→ What is asked
Identify each line in the records below that contains the word "React", and copy it.

Dataset excerpt
════════════════════

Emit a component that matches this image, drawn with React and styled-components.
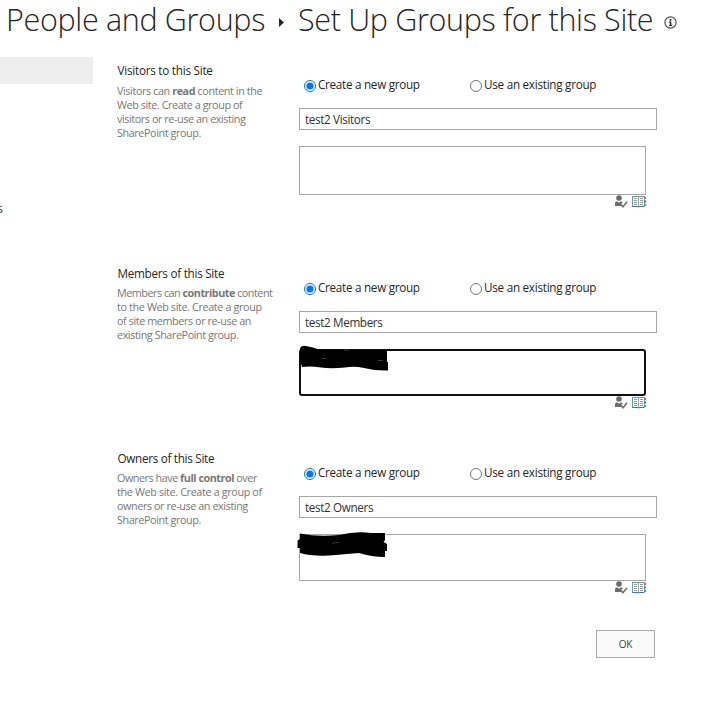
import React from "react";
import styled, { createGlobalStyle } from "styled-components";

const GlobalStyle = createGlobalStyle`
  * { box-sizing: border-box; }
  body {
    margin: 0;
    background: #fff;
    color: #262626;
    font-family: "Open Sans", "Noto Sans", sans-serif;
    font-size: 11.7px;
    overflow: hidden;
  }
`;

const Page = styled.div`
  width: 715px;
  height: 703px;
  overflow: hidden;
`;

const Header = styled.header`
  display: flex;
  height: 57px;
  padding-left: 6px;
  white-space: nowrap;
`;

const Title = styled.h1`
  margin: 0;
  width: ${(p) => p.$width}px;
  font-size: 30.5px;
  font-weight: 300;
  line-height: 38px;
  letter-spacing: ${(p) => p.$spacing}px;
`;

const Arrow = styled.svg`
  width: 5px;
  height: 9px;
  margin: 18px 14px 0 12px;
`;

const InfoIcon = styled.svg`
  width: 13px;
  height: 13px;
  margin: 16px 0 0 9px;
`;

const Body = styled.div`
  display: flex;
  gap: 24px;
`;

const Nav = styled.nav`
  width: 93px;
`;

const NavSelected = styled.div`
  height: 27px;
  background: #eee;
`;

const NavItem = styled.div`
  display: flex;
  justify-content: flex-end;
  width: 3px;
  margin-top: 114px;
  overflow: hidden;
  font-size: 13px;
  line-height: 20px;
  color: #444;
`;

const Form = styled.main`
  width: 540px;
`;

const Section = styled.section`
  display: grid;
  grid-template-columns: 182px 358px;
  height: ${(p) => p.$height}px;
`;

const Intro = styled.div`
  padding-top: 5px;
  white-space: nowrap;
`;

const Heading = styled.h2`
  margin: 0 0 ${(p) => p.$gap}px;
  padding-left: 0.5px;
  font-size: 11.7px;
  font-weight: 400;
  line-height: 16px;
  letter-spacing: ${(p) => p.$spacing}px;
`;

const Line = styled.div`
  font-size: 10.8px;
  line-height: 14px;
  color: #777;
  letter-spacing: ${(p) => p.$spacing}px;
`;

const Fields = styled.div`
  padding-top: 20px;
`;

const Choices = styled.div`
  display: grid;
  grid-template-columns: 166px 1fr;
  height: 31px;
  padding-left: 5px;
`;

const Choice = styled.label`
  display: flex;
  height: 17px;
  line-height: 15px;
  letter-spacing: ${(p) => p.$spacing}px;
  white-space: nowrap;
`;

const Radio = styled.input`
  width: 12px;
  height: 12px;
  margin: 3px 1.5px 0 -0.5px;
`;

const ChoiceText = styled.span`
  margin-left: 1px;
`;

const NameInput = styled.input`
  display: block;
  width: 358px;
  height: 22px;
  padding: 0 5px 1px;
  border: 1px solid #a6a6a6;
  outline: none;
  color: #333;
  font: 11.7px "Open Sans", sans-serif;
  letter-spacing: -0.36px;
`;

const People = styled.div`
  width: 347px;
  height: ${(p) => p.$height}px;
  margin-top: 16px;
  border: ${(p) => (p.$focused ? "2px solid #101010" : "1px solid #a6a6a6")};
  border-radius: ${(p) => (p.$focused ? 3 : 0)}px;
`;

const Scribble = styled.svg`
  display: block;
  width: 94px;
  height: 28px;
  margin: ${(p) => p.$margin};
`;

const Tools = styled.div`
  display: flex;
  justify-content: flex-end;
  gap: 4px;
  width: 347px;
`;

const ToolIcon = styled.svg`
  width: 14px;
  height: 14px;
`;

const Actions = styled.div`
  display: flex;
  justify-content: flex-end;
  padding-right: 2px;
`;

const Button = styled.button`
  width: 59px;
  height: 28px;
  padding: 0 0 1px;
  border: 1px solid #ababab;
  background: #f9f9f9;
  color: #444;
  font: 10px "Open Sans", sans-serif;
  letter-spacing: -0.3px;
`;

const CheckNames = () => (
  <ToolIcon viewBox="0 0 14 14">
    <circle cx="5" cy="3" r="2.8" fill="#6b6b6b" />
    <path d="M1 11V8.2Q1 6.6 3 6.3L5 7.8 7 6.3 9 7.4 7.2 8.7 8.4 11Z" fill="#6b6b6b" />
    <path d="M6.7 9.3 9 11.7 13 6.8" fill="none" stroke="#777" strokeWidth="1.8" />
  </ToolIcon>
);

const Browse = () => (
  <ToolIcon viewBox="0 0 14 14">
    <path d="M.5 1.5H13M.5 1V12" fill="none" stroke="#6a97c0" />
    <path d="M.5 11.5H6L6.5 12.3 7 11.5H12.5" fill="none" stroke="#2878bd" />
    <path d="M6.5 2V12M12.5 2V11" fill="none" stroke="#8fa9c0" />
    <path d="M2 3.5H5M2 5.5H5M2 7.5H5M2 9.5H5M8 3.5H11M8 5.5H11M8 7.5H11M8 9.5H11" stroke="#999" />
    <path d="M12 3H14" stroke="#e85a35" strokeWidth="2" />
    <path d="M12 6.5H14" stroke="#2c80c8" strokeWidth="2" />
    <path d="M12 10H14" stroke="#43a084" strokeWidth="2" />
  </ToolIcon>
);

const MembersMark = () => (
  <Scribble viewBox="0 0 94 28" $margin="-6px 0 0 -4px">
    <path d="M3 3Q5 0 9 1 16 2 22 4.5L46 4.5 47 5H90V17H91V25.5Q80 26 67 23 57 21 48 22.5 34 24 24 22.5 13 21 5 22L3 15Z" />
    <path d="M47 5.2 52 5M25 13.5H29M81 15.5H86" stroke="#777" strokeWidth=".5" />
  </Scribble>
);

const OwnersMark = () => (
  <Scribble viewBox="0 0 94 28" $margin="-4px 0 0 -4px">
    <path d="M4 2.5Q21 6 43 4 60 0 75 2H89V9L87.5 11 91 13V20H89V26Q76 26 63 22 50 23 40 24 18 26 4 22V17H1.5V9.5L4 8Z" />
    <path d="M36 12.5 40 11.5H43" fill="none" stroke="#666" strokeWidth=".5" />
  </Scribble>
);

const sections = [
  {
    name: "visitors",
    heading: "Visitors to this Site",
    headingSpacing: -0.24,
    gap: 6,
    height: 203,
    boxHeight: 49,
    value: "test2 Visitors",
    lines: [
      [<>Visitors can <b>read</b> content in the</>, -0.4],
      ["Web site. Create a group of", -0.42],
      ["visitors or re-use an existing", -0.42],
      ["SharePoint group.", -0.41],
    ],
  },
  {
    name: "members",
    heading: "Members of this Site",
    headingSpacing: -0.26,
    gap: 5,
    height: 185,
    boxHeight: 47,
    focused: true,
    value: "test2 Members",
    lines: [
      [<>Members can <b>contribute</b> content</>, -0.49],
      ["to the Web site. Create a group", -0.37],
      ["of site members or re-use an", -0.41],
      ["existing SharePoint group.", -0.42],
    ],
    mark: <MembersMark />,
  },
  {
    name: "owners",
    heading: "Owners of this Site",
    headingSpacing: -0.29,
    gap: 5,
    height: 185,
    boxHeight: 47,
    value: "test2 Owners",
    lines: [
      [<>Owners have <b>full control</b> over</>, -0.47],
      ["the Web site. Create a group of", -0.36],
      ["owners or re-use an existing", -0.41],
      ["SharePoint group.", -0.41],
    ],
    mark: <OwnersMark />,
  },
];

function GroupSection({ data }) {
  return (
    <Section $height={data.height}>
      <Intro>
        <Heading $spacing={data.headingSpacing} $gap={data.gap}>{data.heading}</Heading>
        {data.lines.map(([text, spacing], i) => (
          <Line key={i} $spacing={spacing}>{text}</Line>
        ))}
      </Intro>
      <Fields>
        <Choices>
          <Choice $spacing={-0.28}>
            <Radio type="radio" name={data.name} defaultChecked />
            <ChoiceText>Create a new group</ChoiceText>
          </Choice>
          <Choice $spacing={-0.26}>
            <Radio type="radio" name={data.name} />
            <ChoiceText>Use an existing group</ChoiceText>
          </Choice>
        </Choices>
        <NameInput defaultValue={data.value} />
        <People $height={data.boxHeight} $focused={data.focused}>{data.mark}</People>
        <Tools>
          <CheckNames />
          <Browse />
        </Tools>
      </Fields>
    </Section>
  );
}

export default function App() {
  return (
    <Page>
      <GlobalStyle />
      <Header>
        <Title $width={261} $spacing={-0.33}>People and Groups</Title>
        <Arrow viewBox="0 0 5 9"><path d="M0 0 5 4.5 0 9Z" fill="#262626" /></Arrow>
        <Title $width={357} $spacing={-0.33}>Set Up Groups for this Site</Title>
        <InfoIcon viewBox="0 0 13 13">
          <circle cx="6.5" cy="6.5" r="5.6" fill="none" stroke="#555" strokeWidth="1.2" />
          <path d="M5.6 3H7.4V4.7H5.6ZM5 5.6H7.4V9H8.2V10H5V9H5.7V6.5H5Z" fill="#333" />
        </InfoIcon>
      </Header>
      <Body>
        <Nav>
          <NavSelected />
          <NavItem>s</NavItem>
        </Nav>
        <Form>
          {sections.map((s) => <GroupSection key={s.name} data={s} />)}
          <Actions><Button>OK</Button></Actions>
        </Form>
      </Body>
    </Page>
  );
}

════════════════════

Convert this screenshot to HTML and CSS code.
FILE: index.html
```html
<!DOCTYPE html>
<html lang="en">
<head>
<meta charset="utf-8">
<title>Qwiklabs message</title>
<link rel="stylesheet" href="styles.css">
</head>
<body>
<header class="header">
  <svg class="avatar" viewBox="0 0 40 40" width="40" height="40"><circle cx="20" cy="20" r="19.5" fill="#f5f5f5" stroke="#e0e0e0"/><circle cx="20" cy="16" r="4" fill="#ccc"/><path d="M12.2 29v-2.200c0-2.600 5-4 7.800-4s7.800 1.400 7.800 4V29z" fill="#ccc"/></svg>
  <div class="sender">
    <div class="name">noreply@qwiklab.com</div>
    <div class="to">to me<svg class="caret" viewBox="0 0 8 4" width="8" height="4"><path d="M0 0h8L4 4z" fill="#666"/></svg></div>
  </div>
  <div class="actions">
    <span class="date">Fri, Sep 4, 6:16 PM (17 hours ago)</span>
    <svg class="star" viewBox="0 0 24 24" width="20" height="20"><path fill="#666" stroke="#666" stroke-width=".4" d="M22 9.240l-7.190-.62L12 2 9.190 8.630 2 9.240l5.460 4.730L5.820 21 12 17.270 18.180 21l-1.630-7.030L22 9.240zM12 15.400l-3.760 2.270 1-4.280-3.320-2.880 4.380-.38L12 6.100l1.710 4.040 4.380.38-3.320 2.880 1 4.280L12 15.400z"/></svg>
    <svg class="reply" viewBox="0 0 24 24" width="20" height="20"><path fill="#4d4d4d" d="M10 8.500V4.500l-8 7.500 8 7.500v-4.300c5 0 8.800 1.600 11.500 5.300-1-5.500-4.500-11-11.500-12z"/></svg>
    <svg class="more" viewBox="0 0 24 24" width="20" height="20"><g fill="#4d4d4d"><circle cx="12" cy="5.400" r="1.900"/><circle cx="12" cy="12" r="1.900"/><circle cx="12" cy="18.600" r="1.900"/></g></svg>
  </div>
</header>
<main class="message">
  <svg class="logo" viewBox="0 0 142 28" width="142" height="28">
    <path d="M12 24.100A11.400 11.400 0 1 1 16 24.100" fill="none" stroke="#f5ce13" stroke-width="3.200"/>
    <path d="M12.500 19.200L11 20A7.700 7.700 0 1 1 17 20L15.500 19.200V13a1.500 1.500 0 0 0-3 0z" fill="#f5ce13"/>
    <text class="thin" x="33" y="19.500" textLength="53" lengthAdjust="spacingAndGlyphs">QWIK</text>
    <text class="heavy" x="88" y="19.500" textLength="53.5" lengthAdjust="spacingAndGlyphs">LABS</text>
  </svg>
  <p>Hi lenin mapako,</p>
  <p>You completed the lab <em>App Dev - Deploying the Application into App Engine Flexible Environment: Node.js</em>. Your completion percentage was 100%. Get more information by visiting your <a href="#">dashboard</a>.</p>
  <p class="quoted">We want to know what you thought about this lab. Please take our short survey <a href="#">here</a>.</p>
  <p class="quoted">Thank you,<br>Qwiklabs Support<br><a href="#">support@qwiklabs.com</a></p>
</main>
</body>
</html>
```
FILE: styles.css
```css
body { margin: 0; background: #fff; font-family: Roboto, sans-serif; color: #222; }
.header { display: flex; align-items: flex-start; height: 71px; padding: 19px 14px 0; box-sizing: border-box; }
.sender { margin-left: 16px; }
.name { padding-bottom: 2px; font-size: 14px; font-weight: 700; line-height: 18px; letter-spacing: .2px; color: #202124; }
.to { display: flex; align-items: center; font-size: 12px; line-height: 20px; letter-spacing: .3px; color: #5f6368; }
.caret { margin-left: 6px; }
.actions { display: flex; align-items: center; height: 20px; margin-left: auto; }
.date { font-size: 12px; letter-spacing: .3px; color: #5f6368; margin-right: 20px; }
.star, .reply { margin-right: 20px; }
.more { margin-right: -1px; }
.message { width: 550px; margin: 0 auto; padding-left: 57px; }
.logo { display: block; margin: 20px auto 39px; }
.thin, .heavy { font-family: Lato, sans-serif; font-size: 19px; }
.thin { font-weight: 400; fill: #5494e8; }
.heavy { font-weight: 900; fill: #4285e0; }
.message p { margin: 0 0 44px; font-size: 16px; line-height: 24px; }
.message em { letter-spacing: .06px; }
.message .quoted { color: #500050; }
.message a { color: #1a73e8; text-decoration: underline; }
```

════════════════════

→ Exercise solution
Emit a component that matches this image, drawn with React and styled-components.
import React from "react";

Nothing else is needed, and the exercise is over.